Media reports of Jay Leno’s last hurrah on his “Tonight Show” last night noted that football pro-turned-movie comic and ad pitchman, now Nevada convict, O.J. Simpson was the celebrity who was the most frequent butt of Leno’s jokes.
That brought back memories for me, most of which included Simpson criminal trial judge Lance Ito. Leno’s jokes and what became the iconic Dancing Itos are what the public knows about the Leno-Simpson connection.
Unknown to most was the behind-the-scenes connection, which included Leno’s private performance at a sheriff’s academy for the members of the Simpson jury.
How that came about is detailed on pages 115 and 120 of my book, Anatomy of a Trial: Public Loss, Lessons Learned from The People vs. O.J. Simpson.
Most memorable for me, related to that event, was Leno calling me himself, instead of having a member of his staff do it for him. In all of my years as a newspaper reporter and editor and as director of public information for the Los Angeles courts, that was a first. In all other instances in which I either initiated a call to a celebrity or a celebrity was getting back to me, it was always one of the celebrity’s “people” doing the calling or taking my call.

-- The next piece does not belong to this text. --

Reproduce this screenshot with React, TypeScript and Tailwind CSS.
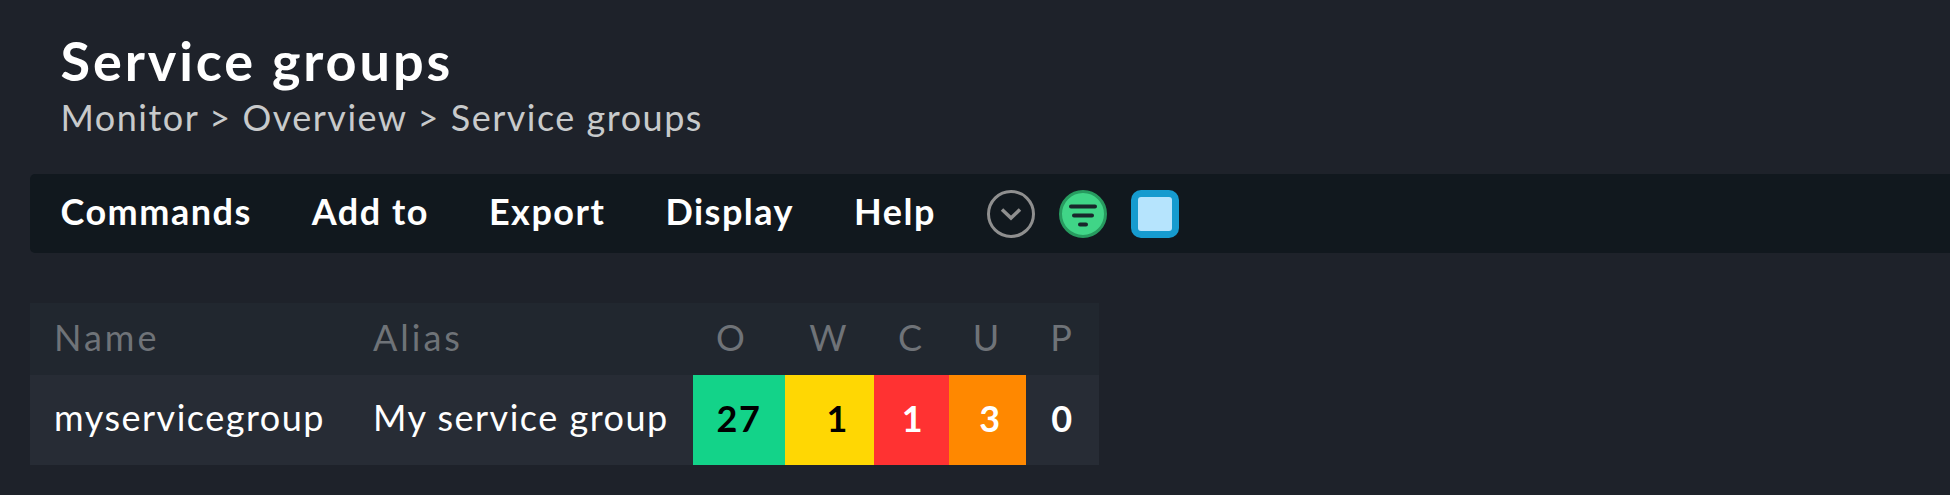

The fact that Leno handled his own calls himself — at least he did mine and I have no reason to think that was an anomaly — put him in a class above the rest.
I’ve been a regular Leno viewer for many years, and had the opportunity to give him a copy of Anatomy, which was memorialized by this photo.
I’ll miss him on the “Tonight Show” and hope to see him in other entertainment venues in the future.